Mecanismos moleculares
Los investigadores prosiguieron su investigación, adentrándose en los mecanismos moleculares que vincularon a la práctica de actividad física con un menor riesgo oncológico. Fueron entonces capaces de identificar dos vías moleculares involucradas.
La primera fue la proteína quinasa JNK1, aunque todavía no está muy claro de qué modo actúa. El estudio sí demostró que el ejercicio activó un gen supresor de tumores llamado p53, que a su vez parece regular al p27, un inhibidor del ciclo celular que puede detener el crecimiento canceroso de las células fuera de control.

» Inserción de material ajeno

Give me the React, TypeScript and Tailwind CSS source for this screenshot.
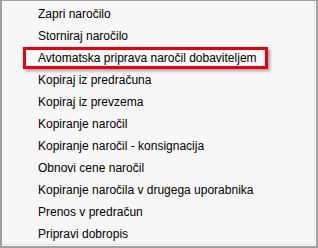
import React from "react";

const items = [
  "Zapri naročilo",
  "Storniraj naročilo",
  "Avtomatska priprava naročil dobaviteljem",
  "Kopiraj iz predračuna",
  "Kopiraj iz prevzema",
  "Kopiranje naročil",
  "Kopiranje naročil - konsignacija",
  "Obnovi cene naročil",
  "Kopiranje naročila v drugega uporabnika",
  "Prenos v predračun",
  "Pripravi dobropis",
];

export default function App() {
  return (
    <div className="w-[318px] h-[248px] bg-[#a0a0a0] pl-[2px] pr-[2px] pt-[1px] pb-[2px]">
      <div className="w-full h-full bg-white pr-[1px] pb-[1px]">
        <div
          className="w-full h-full bg-[#f7f7f7] border-r border-b border-[#e4e4e4] pt-[2px] text-[12px] text-black"
          style={{ fontFamily: '"Liberation Sans", Arial, sans-serif' }}
        >
          {items.map((t, i) => (
            <div key={i} className="relative h-[22px] flex items-center pl-[36px]">
              {i === 2 && (
                <div className="absolute left-[21px] top-0 w-[245px] h-[22px] border-[3px] border-[#e8000b] shadow-[2px_2px_3px_rgba(0,0,0,0.35)]" />
              )}
              <span className="relative leading-none">{t}</span>
            </div>
          ))}
        </div>
      </div>
    </div>
  );
}
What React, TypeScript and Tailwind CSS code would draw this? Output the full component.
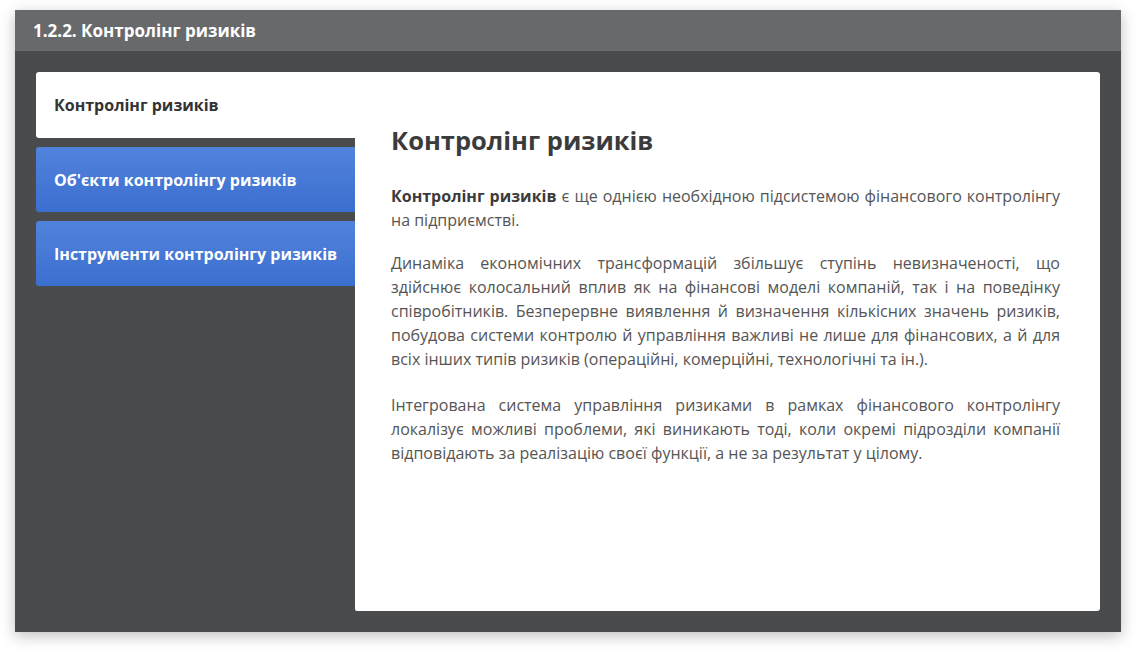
import React from "react";

const tabs = ["Контролінг ризиків", "Об'єкти контролінгу ризиків", "Інструменти контролінгу ризиків"];

export default function App() {
  return (
    <div className="min-h-screen bg-white pl-[15px] pt-[10px]" style={{ fontFamily: '"Open Sans", "Noto Sans", sans-serif' }}>
      <div className="w-[1106px] h-[622px] bg-[#4a4b4d] flex flex-col shadow-[0_4px_14px_rgba(0,0,0,0.25)]">
        <header className="h-[41px] bg-[#67696b] flex items-center px-[18px] shrink-0">
          <h1 className="text-white font-bold text-[17px]">1.2.2. Контролінг ризиків</h1>
        </header>

        <div className="flex flex-1 pt-[21px] pb-[21px] pl-[21px] pr-[21px]">
          <nav className="w-[319px] flex flex-col gap-[9px] shrink-0">
            {tabs.map((t, i) =>
              i === 0 ? (
                <div key={t} className="h-[66px] bg-white rounded-l-[3px] flex items-center pl-[18px] text-[16px] font-bold text-[#333]">
                  {t}
                </div>
              ) : (
                <div
                  key={t}
                  className="h-[65px] rounded-l-[3px] flex items-center pl-[18px] text-[16px] font-bold text-white bg-gradient-to-b from-[#5283dc] to-[#3b6fcf]"
                >
                  {t}
                </div>
              )
            )}
          </nav>

          <main className="flex-1 bg-white rounded-r-[3px] rounded-bl-[2px] pl-[36px] pr-[40px] pt-[50px]">
            <h2 className="text-[25.5px] leading-[36px] font-bold text-[#3b3b3b] mb-[26px]">Контролінг ризиків</h2>
            <div className="text-[16px] leading-[24px] text-[#555] text-justify">
              <p className="mb-[19px]">
                <b className="text-[#3b3b3b]">Контролінг ризиків</b> є ще однією необхідною підсистемою фінансового контролінгу на підприємстві.
              </p>
              <p className="mb-[22px]">
                Динаміка економічних трансформацій збільшує ступінь невизначеності, що здійснює колосальний вплив як на фінансові моделі компаній, так і на поведінку співробітників. Безперервне виявлення й визначення кількісних значень ризиків, побудова системи контролю й управління важливі не лише для фінансових, а й для всіх інших типів ризиків (операційні, комерційні, технологічні та ін.).
              </p>
              <p>
                Інтегрована система управління ризиками в рамках фінансового контролінгу локалізує можливі проблеми, які виникають тоді, коли окремі підрозділи компанії відповідають за реалізацію своєї функції, а не за результат у цілому.
              </p>
            </div>
          </main>
        </div>
      </div>
    </div>
  );
}
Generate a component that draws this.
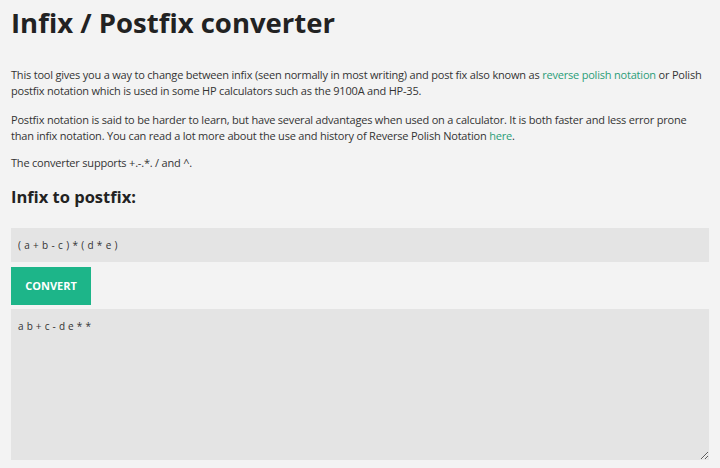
const font = { fontFamily: '"Open Sans", sans-serif' };

export default function App() {
  return (
    <div className="min-h-[468px] w-[720px] bg-[#f3f3f3] px-[11px] text-[#333]" style={font}>
      <h1 className="pt-[3px] text-[27.5px] font-bold leading-[40px] text-[#222]">Infix / Postfix converter</h1>

      <div className="mt-[24px] text-[11px] leading-[16px] tracking-[-0.2px]">
        <p>
          This tool gives you a way to change between infix (seen normally in most writing) and post fix also known as{' '}
          <a href="#" className="text-[#2a9d78]">reverse polish notation</a> or Polish postfix notation which is used in
          some HP calculators such as the 9100A and HP-35.
        </p>
        <p className="mt-[13px]">
          Postfix notation is said to be harder to learn, but have several advantages when used on a calculator. It is
          both faster and less error prone than infix notation. You can read a lot more about the use and history of
          Reverse Polish Notation <a href="#" className="text-[#2a9d78]">here</a>.
        </p>
        <p className="mt-[11px]">The converter supports +.-.*. / and ^.</p>
      </div>

      <h2 className="mt-[14px] text-[16.5px] font-bold leading-[24px] text-[#222]">Infix to postfix:</h2>

      <input
        className="mt-[19px] block h-[34px] w-[698px] bg-[#e4e4e4] px-[7px] text-[10px] tracking-[0.35px] text-[#333] outline-none"
        style={font}
        defaultValue="( a + b - c ) * ( d * e )"
      />
      <button className="mt-[5px] block h-[38px] w-[80px] bg-[#1db589] text-[11px] font-bold text-white" style={font}>
        CONVERT
      </button>
      <textarea
        className="mt-[4px] block h-[151px] w-[698px] resize-y bg-[#e4e4e4] px-[7px] py-[10px] text-[10px] tracking-[0.25px] text-[#333] outline-none"
        style={font}
        defaultValue="a b + c - d e * *"
      />
    </div>
  );
}
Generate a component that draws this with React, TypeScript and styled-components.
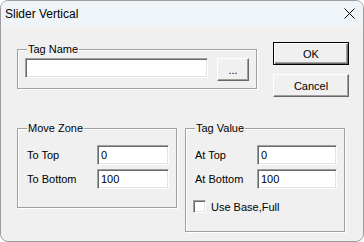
import React from 'react';
import styled, { createGlobalStyle } from 'styled-components';

const GlobalStyle = createGlobalStyle`
  html, body {
    margin: 0;
    padding: 0;
    background: #ffffff;
  }
  * {
    box-sizing: border-box;
  }
`;

const WindowStyle = styled.div`
  width: 364px;
  height: 242px;
  border: 1px solid #9d9d9d;
  border-radius: 8px;
  overflow: hidden;
  background: #f0f0f0;
  font-family: 'Liberation Sans', Arial, sans-serif;
  font-size: 11px;
  color: #000;
  display: flex;
  flex-direction: column;
`;

const TitleBarStyle = styled.div`
  height: 25px;
  flex: none;
  display: flex;
  align-items: center;
  justify-content: space-between;
  padding: 0 8px 0 4px;
  background: #eff4f9;
  span {
    font-size: 12px;
    color: #000;
  }
`;

const ClientStyle = styled.div`
  flex: 1;
  padding: 16px 15px 0 16px;
  display: flex;
  flex-direction: column;
`;

const TopRowStyle = styled.div`
  display: flex;
  align-items: flex-start;
  gap: 16px;
`;

const BottomRowStyle = styled.div`
  display: flex;
  align-items: flex-start;
  gap: 8px;
  margin-top: 24px;
`;

const GroupStyle = styled.div<{ w: number; h: number }>`
  position: relative;
  width: ${(p) => p.w}px;
  height: ${(p) => p.h}px;
  margin-top: 7px;
  border: 1px solid #a0a0a0;
  box-shadow: inset 1px 1px 0 #ffffff, 1px 1px 0 #ffffff;
  padding: 8px 7px 0 7px;
`;

const LegendStyle = styled.span`
  position: absolute;
  top: -7px;
  left: 9px;
  padding: 0 1px;
  line-height: 13px;
  background: #f0f0f0;
`;

const InputStyle = styled.div<{ w: number }>`
  width: ${(p) => p.w}px;
  height: 20px;
  background: #fff;
  border-top: 1px solid #a0a0a0;
  border-left: 1px solid #a0a0a0;
  border-right: 1px solid #fff;
  border-bottom: 1px solid #fff;
  box-shadow: inset 1px 1px 0 #696969, inset -1px -1px 0 #e3e3e3;
  padding: 3px 0 0 3px;
  line-height: 13px;
  white-space: nowrap;
`;

const ButtonStyle = styled.button<{ w: number; isDefault?: boolean }>`
  width: ${(p) => p.w}px;
  height: 23px;
  padding: 0;
  margin: 0;
  font-family: 'Liberation Sans', Arial, sans-serif;
  font-size: 11px;
  color: #000;
  background: #f0f0f0;
  border: 1px solid ${(p) => (p.isDefault ? '#000' : '#f0f0f0')};
  border-top-color: ${(p) => (p.isDefault ? '#000' : '#fff')};
  border-left-color: ${(p) => (p.isDefault ? '#000' : '#fff')};
  border-right-color: ${(p) => (p.isDefault ? '#000' : '#696969')};
  border-bottom-color: ${(p) => (p.isDefault ? '#000' : '#696969')};
  box-shadow: ${(p) =>
    p.isDefault
      ? 'inset 1px 1px 0 #fff, inset -1px -1px 0 #696969, inset -2px -2px 0 #a0a0a0'
      : 'inset -1px -1px 0 #a0a0a0'};
`;

const ButtonColumnStyle = styled.div`
  display: flex;
  flex-direction: column;
  gap: 9px;
`;

const TagNameRowStyle = styled.div`
  display: flex;
  align-items: flex-start;
  gap: 9px;
`;

const FieldListStyle = styled.div`
  display: flex;
  flex-direction: column;
  gap: 4px;
  padding: 8px 0 0 2px;
`;

const FieldRowStyle = styled.div<{ labelW: number }>`
  display: grid;
  grid-template-columns: ${(p) => p.labelW}px auto;
  align-items: center;
`;

const CheckRowStyle = styled.label`
  display: flex;
  align-items: center;
  gap: 5px;
  margin-top: 11px;
`;

const CheckBoxStyle = styled.span`
  width: 13px;
  height: 13px;
  background: #fff;
  border-top: 1px solid #a0a0a0;
  border-left: 1px solid #a0a0a0;
  border-right: 1px solid #fff;
  border-bottom: 1px solid #fff;
  box-shadow: inset 1px 1px 0 #696969, inset -1px -1px 0 #e3e3e3;
`;

function CloseIcon() {
  return (
    <svg width="11" height="11" viewBox="0 0 11 11">
      <path d="M0.5 0.5 L10.5 10.5 M10.5 0.5 L0.5 10.5" stroke="#000" strokeWidth="1" />
    </svg>
  );
}

function Field(props: { label: string; value: string; labelW: number; inputW: number }) {
  return (
    <FieldRowStyle labelW={props.labelW}>
      <span>{props.label}</span>
      <InputStyle w={props.inputW}>{props.value}</InputStyle>
    </FieldRowStyle>
  );
}

export default function App() {
  return (
    <>
      <GlobalStyle />
      <WindowStyle>
        <TitleBarStyle>
          <span>Slider Vertical</span>
          <CloseIcon />
        </TitleBarStyle>
        <ClientStyle>
          <TopRowStyle>
            <GroupStyle w={240} h={40}>
              <LegendStyle>Tag Name</LegendStyle>
              <TagNameRowStyle>
                <InputStyle w={183} />
                <ButtonStyle w={32}>...</ButtonStyle>
              </TagNameRowStyle>
            </GroupStyle>
            <ButtonColumnStyle>
              <ButtonStyle w={76} isDefault>
                OK
              </ButtonStyle>
              <ButtonStyle w={76}>Cancel</ButtonStyle>
            </ButtonColumnStyle>
          </TopRowStyle>
          <BottomRowStyle>
            <GroupStyle w={160} h={80}>
              <LegendStyle>Move Zone</LegendStyle>
              <FieldListStyle>
                <Field label="To Top" value="0" labelW={70} inputW={72} />
                <Field label="To Bottom" value="100" labelW={70} inputW={72} />
              </FieldListStyle>
            </GroupStyle>
            <GroupStyle w={160} h={104}>
              <LegendStyle>Tag Value</LegendStyle>
              <FieldListStyle>
                <Field label="At Top" value="0" labelW={62} inputW={80} />
                <Field label="At Bottom" value="100" labelW={62} inputW={80} />
              </FieldListStyle>
              <CheckRowStyle>
                <CheckBoxStyle />
                <span>Use Base,Full</span>
              </CheckRowStyle>
            </GroupStyle>
          </BottomRowStyle>
        </ClientStyle>
      </WindowStyle>
    </>
  );
}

“Es probable que el ejercicio pueda retrasar la aparición del cáncer de hígado y mitigar su gravedad, si no prevenirlo por completo”.
Farrell, investigador de la Escuela de Medicina del Hospital de Camberra, Australia, que publico sus hallazgos en la revista “Journal of Hepatology”.
Su investigación se realizó en modelos animales especialmente desarrollados para su trabajo. El doctor Farrell y sus colegas modificaron genéticamente a ratones para aumentar su apetito, lo que les hizo desarrollar obesidad y diabetes cuando eran adultos jóvenes, y luego les inyectaron una dosis baja de un agente cancerígeno antes de dividirlos en dos grupos.
Un grupo tenía acceso a una rueda de ejercicio, en la que corrían hasta 40 kilómetros por semana; el otro grupo no tuvo oportunidad de realizar actividad física y rápidamente desarrolló obesidad. Pero como resultado de su apetito artificialmente aumentado, incluso los ratones activos tenían obesidad cuando habían pasado 6 meses.
Lo interesante del estudio es que la posibilidad de hacer actividad física en forma regular marcó una notable diferencia en el riesgo oncológico. Al final de la prueba, los ratones inactivos tenían enfermedad de hígado graso, un importante factor de riesgo del cáncer de hígado, mientras que el otro grupo no. De hecho, el 64% de los ratones sedentarios finalmente desarrolló cáncer hepático, contra el 15% del grupo más activo.